Just Get Over It
Get over yourself.
Get over your fears.
Get over those hurt, misunderstood feelings.
Get over those hurdles.
Because once you get over, you can get on, right? Get on with your goals, get on with your dreams, get on with your life. The only thing holding us back from getting on is getting over.
There’s merit to this. “Get over it” suggests that sometimes, it doesn’t help us to spend obstinate hours mulling over why a meeting went sideways or why our words were misunderstood. Sometimes, it really is in our best interest to chalk it up to experience, to chance or mishap, and just keep plowing forward. Especially in those situations where there’s no fix, there’s no changing the outcome, and there’s really little chance for a future repeat. Get over it and get on with it.

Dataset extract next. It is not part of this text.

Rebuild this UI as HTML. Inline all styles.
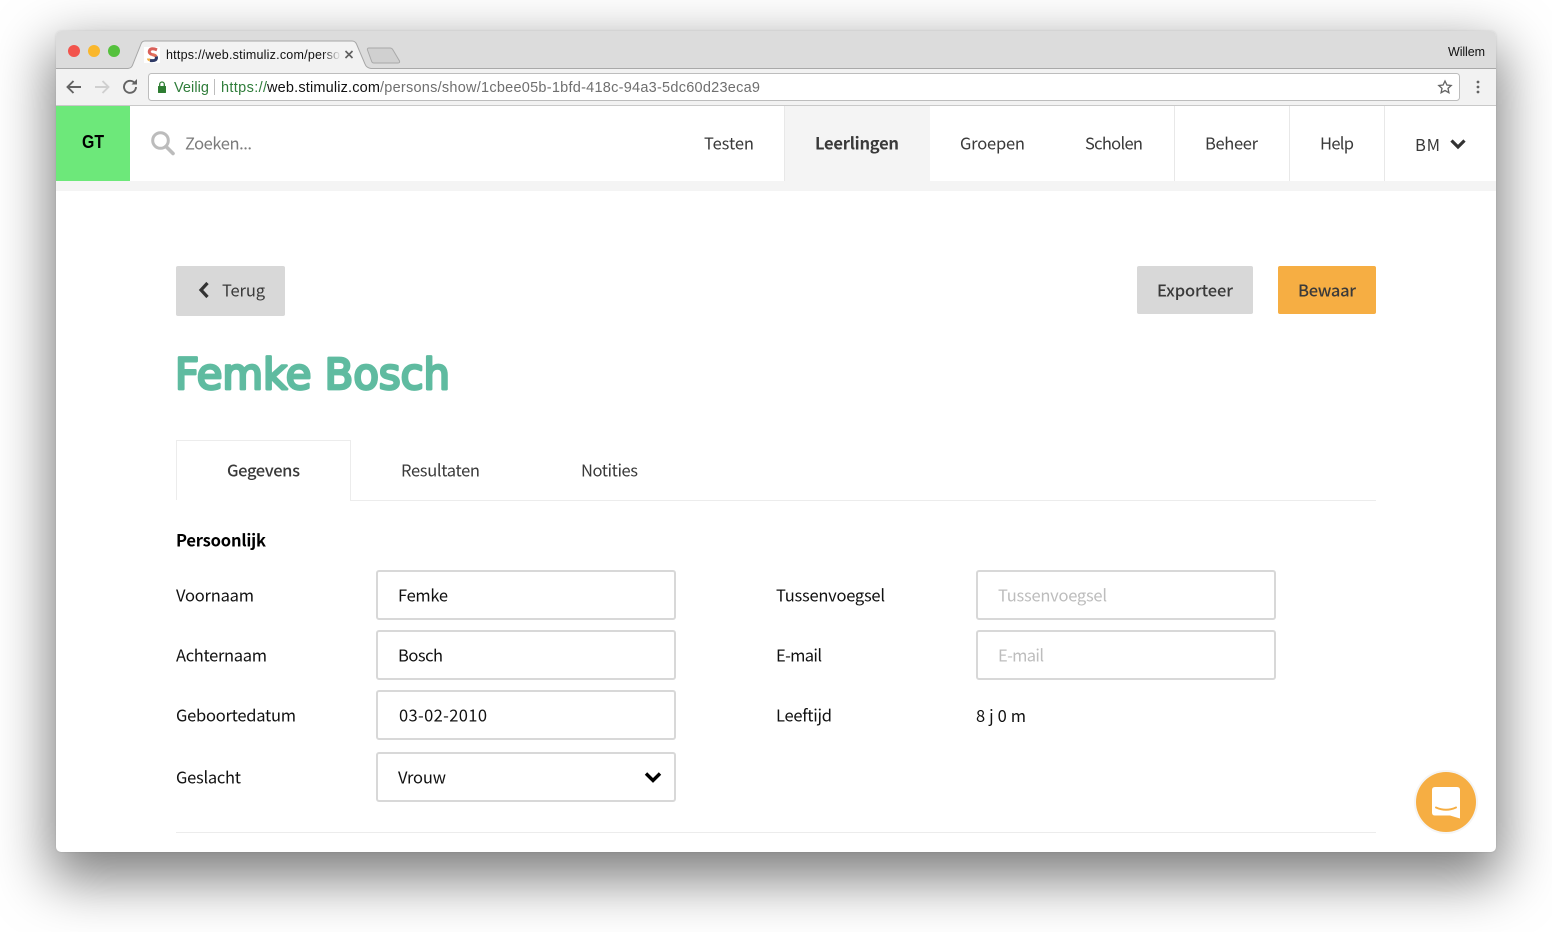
<!DOCTYPE html>
<html lang="nl">
<head>
<meta charset="utf-8">
<title>Femke Bosch</title>
<style>
html,body{margin:0;padding:0;width:1552px;height:932px;overflow:hidden;background:#fff}
.win{position:absolute;left:56px;top:31px;width:1440px;height:821px;background:#fff;border-radius:5px;box-shadow:0 22px 55px 6px rgba(0,0,0,.5),0 0 2px rgba(0,0,0,.12)}
svg{position:absolute;left:0;top:0}
text{white-space:pre}
.o{font-family:"Noto Sans CJK JP","Liberation Sans",sans-serif;font-size:16.500px;fill:#111}
.n{fill:#3a3a3a}
.b{font-weight:700}
.m{font-weight:500}
.h{font-family:"Liberation Sans",sans-serif}
.p{fill:#bdbdbd}
</style>
</head>
<body>
<div class="win"></div>
<svg width="1552" height="932" viewBox="0 0 1552 932" xmlns="http://www.w3.org/2000/svg">
<defs>
<linearGradient id="fade" x1="0" x2="1"><stop offset="0" stop-color="#f2f2f2" stop-opacity="0"/><stop offset="1" stop-color="#f2f2f2"/></linearGradient>
</defs>
<!-- browser chrome -->
<path d="M56 69V36a5 5 0 0 1 5-5H1491a5 5 0 0 1 5 5V69z" fill="#dcdcdc"/>
<rect x="56" y="68" width="1440" height="1" fill="#a9a9a9"/>
<rect x="56" y="69" width="1440" height="36" fill="#f2f2f2"/>
<rect x="56" y="105" width="1440" height="1" fill="#c9c9c9"/>
<circle cx="74" cy="51" r="6" fill="#f2544d"/><circle cx="94" cy="51" r="6" fill="#fab72c"/><circle cx="114" cy="51" r="6" fill="#55c13d"/>
<path d="M128 68.500C131 68 132 67 133 64L141 44Q142 41 145 41H352Q355 41 356.500 44L365 64C366 67 368 68 371 68.500V70H128z" fill="#f2f2f2"/>
<path d="M128 68.500C131 68 132 67 133 64L141 44Q142 41 145 41H352Q355 41 356.500 44L365 64C366 67 368 68 371 68.500" fill="none" stroke="#a6a6a6"/>
<path d="M367.500 50Q367 48 369 48H390Q392 48 393 50L399.500 61Q400 63 398 63H374Q372 63 371.500 61z" fill="#d0d0d0" stroke="#a9a9a9"/>
<!-- favicon -->
<rect x="144" y="47" width="16" height="16" fill="#fff"/>
<path d="M157 49.800Q151 47.500 149.500 50.500Q148.500 53.500 152 54.500" fill="none" stroke="#d9605a" stroke-width="3"/>
<path d="M152 54.500Q155 55 156.300 56.500" fill="none" stroke="#e2705a" stroke-width="3"/>
<path d="M148.500 58.500Q148.500 59.500 150 60" fill="none" stroke="#f0ad3e" stroke-width="3"/>
<path d="M156.300 56.500Q157.500 61.500 150 60.500" fill="none" stroke="#2f3a66" stroke-width="3"/>
<text class="h" x="166" y="59" font-size="12.500" fill="#111" textLength="174" lengthAdjust="spacing">https://web.stimuliz.com/perso</text>
<rect x="322" y="46" width="19" height="16" fill="url(#fade)"/>
<path d="M345.500 51l7 7m0-7l-7 7" stroke="#5f5f5f" stroke-width="1.600" fill="none"/>
<text class="h" x="1448" y="56" font-size="12.500" fill="#111" textLength="37" lengthAdjust="spacing">Willem</text>
<!-- toolbar icons -->
<path d="M81 87H68M73.500 81L67.500 87L73.500 93" fill="none" stroke="#636363" stroke-width="1.900"/>
<path d="M95 87H108M102.500 81L108.500 87L102.500 93" fill="none" stroke="#cfcfcf" stroke-width="1.900"/>
<path d="M135 83.500A6 6 0 1 0 136 87" fill="none" stroke="#636363" stroke-width="1.900"/>
<path d="M131.500 84.500H137V79z" fill="#636363"/>
<rect x="148.500" y="73.500" width="1311" height="27" rx="3" fill="#fff" stroke="#bdbdbd"/>
<rect x="158" y="86" width="8" height="7" fill="#2e7d32" rx=".5"/>
<path d="M159.700 86V84.300a2.300 2.300 0 0 1 4.600 0V86" fill="none" stroke="#2e7d32" stroke-width="1.300"/>
<text class="h" x="174" y="92" font-size="14.500" fill="#2f7d3a" textLength="35" lengthAdjust="spacing">Veilig</text>
<rect x="214" y="79" width="1" height="16" fill="#bdbdbd"/>
<text class="h" x="221" y="92" font-size="14.500" fill="#2f7d3a" textLength="46" lengthAdjust="spacing">https://</text>
<text class="h" x="267" y="92" font-size="14.500" fill="#111" textLength="113" lengthAdjust="spacing">web.stimuliz.com</text>
<text class="h" x="380" y="92" font-size="14.500" fill="#6f6f6f" textLength="380" lengthAdjust="spacing">/persons/show/1cbee05b-1bfd-418c-94a3-5dc60d23eca9</text>
<path d="M1445 81l1.900 4 4.300.5-3.200 2.900.9 4.300-3.900-2.200-3.900 2.200.9-4.300-3.200-2.900 4.300-.5z" fill="none" stroke="#636363" stroke-width="1.300"/>
<circle cx="1478" cy="82" r="1.400" fill="#636363"/><circle cx="1478" cy="87" r="1.400" fill="#636363"/><circle cx="1478" cy="92" r="1.400" fill="#636363"/>
<!-- app nav -->
<rect x="56" y="106" width="74" height="75" fill="#6de87a"/>
<rect x="56" y="181" width="1440" height="10" fill="#f4f4f4"/>
<rect x="785" y="106" width="145" height="75" fill="#f4f4f4"/>
<rect x="784" y="106" width="1" height="75" fill="#e8e8e8"/>
<rect x="1174" y="106" width="1" height="75" fill="#e8e8e8"/>
<rect x="1289" y="106" width="1" height="75" fill="#e8e8e8"/>
<rect x="1384" y="106" width="1" height="75" fill="#e8e8e8"/>
<text class="h" x="82" y="148" font-size="18" font-weight="700" fill="#000" textLength="22" lengthAdjust="spacingAndGlyphs">GT</text>
<circle cx="160.500" cy="140.500" r="7.800" fill="none" stroke="#bcbcbc" stroke-width="3"/>
<path d="M166 146.500L173 153.500" stroke="#bcbcbc" stroke-width="3.600" stroke-linecap="round"/>
<text class="o" x="185" y="149.500" style="fill:#7b7b7b" textLength="67">Zoeken...</text>
<text class="o n" x="704" y="149.500" textLength="50">Testen</text>
<text class="o n b" x="815" y="149.500" textLength="84">Leerlingen</text>
<text class="o n" x="960" y="149.500" textLength="65">Groepen</text>
<text class="o n" x="1085" y="149.500" textLength="58">Scholen</text>
<text class="o n" x="1205" y="149.500" textLength="53">Beheer</text>
<text class="o n" x="1320" y="149.500" textLength="34">Help</text>
<text class="o n" x="1415" y="151" textLength="25">BM</text>
<path d="M1451.500 140.500L1458 147L1464.500 140.500" fill="none" stroke="#333" stroke-width="3.200"/>
<!-- buttons -->
<rect x="176" y="266" width="109" height="50" rx="2" fill="#d8d8d8"/>
<path d="M207.500 283L201 290L207.500 297" fill="none" stroke="#333" stroke-width="3.200"/>
<text class="o n" x="222" y="296.500" textLength="43">Terug</text>
<rect x="1137" y="266" width="116" height="48" rx="2" fill="#d8d8d8"/>
<text class="o n m" x="1157" y="296.500" textLength="76">Exporteer</text>
<rect x="1278" y="266" width="98" height="48" rx="2" fill="#f6ae43"/>
<text class="o n m" x="1298" y="296.500" textLength="58">Bewaar</text>
<!-- title -->
<text x="175" y="389" font-family="'DejaVu Sans',sans-serif" font-size="43" fill="#5fbba0" stroke="#5fbba0" stroke-width="2.800" stroke-linejoin="round" textLength="275" lengthAdjust="spacingAndGlyphs">Femke Bosch</text>
<!-- tabs -->
<path d="M176.500 500V440.500H350.500V500.500H1376" fill="none" stroke="#ececec"/>
<text class="o n m" x="227" y="476.500" textLength="73">Gegevens</text>
<text class="o n" x="401" y="476.500" textLength="79">Resultaten</text>
<text class="o n" x="581" y="476.500" textLength="57">Notities</text>
<text class="o b" x="176" y="546.500" style="fill:#000" textLength="90">Persoonlijk</text>
<!-- form left -->
<text class="o" x="176" y="601.500" textLength="78">Voornaam</text>
<rect x="377" y="571" width="298" height="48" rx="2" fill="#fff" stroke="#d8d8d8" stroke-width="2"/>
<text class="o" x="398" y="601.500" textLength="50">Femke</text>
<text class="o" x="176" y="661.500" textLength="91">Achternaam</text>
<rect x="377" y="631" width="298" height="48" rx="2" fill="#fff" stroke="#d8d8d8" stroke-width="2"/>
<text class="o" x="398" y="661.500" textLength="45">Bosch</text>
<text class="o" x="176" y="721.500" textLength="120">Geboortedatum</text>
<rect x="377" y="691" width="298" height="48" rx="2" fill="#fff" stroke="#d8d8d8" stroke-width="2"/>
<text class="o" x="399" y="721.500" textLength="88">03-02-2010</text>
<text class="o" x="176" y="783.500" textLength="65">Geslacht</text>
<rect x="377" y="753" width="298" height="48" rx="2" fill="#fff" stroke="#d8d8d8" stroke-width="2"/>
<text class="o" x="398" y="783.500" textLength="48">Vrouw</text>
<path d="M646 773.500L653 780.500L660 773.500" fill="none" stroke="#000" stroke-width="3.400"/>
<!-- form right -->
<text class="o" x="776" y="601.500" textLength="109">Tussenvoegsel</text>
<rect x="977" y="571" width="298" height="48" rx="2" fill="#fff" stroke="#d8d8d8" stroke-width="2"/>
<text class="o p" x="998" y="601.500" style="fill:#bdbdbd" textLength="109">Tussenvoegsel</text>
<text class="o" x="776" y="661.500" textLength="46">E-mail</text>
<rect x="977" y="631" width="298" height="48" rx="2" fill="#fff" stroke="#d8d8d8" stroke-width="2"/>
<text class="o p" x="998" y="661.500" style="fill:#bdbdbd" textLength="46">E-mail</text>
<text class="o" x="776" y="721.500" textLength="56">Leeftijd</text>
<text class="o" x="976" y="722" textLength="50">8 j 0 m</text>
<rect x="176" y="832" width="1200" height="1" fill="#ececec"/>
<!-- chat -->
<circle cx="1446" cy="802" r="32" fill="#000" opacity=".04"/>
<circle cx="1446" cy="802" r="30" fill="#f6ae43"/>
<path d="M1435 787H1457Q1460 787 1460 790V818.500L1450 815.500H1435Q1432 815.500 1432 812.500V790Q1432 787 1435 787z" fill="#fff"/>
<path d="M1436 807.500Q1446 812 1456 807.500" fill="none" stroke="#f6ae43" stroke-width="2" stroke-linecap="round"/>
</svg>
</body>
</html>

However, “get over it” can also be an excuse to gloss over an uncomfortable moment.
I’ve referred several times in my blogs and postings to the “glass obstacle course” that women in business face – women in any business, but especially in male dominated industries. I’ve been noodling over a series of blogs about the glass obstacle course concept, and last week, I wrote a list of what I perceive those obstacles to be. As I wrote it, I thought, “Wow, I am starting to sound like one of those strident femi-Nazis that Rush Limbaugh used to make fun of…” And suddenly, concern about being assigned to that particular group paused my list-making. What is it in my generation that makes many women uncomfortable with the word “feminist”? Is it because we’re sandwiched between the extreme stereotype of the man-hating, bra burning, “second wave feminists” of the 60s and 70s, and the blithely oblivious millennials who still have a thin understanding of the impact gender plays in our lives, at work and at home? I scribbled some notes, I expanded my list of glass obstacles, and I sat uncomfortably with the idea of being a feminist writer.
And then I just got over it.
Worrying about being labeled is something that I can justify needing to “just get over it.” I can’t control any name-calling or pigeon-holing that might take place based on how someone interprets my words.
But I can’t justify “just getting over” the obstacles on the list I created. We need to work through these, sometimes crush these… but we do ourselves a disservice to ignore or make light of them. Workplace challenges are very real. Telling women to just get over it means telling them to play along to get along in corporate America – in the name of getting along with men. This is not a new concept but what I keep seeing are articles and videos and speeches by women, for women, that tell us how to play the game. Sheryl Sandberg’s Lean In describes a lot of the challenges in corporate culture. She lays out in the open the pitfalls women face when advancing their careers. But her guidance to other women is very narrow. Her own story, while true to her, isn’t everyone’s story. Not all of us have a wonderfully supportive husband. Not all of us have husbands. Not all of us want to play the corporate game under the existing rules of engagement. Anne Marie Slaughter tells women they can’t have it all… at least, not what they want when the want it. Life is about making decisions but if you believe you can’t have your all when and where you want it, then you’re right. You won’t. You already decided that.
The majority of advice women hear is about contorting themselves to conform to the man’s game. This still puts the control in the hands of men – we adjust our rhythms to a pattern men are comfortable and then we can get ahead. But I posit that men and women don’t even define “having it all” the same way, so why are we playing their game?
There are two concepts I want to discuss throughout my next several blogs:
- First, the glass obstacle course is real. Some obstacles are there as a result of history and culture. Some are there because we women put them there. It is worth the time to examine them and figure out the smartest way to get over them. Some we will need to smash. Some we might rebuild into a new pathway through. And some, well, we might just need to get over them.
- Second, there’s no denying office politics, corporate culture and games that are played when climbing the proverbial ladder. You want to play that game – you want that c-level title? Fine. That’s an admirable objective. But does that mean you need to play their game? We need to explore our own power to change the rules and the outcomes of these games. Educate our peers – male and female – on our expectations for the rules of engagement.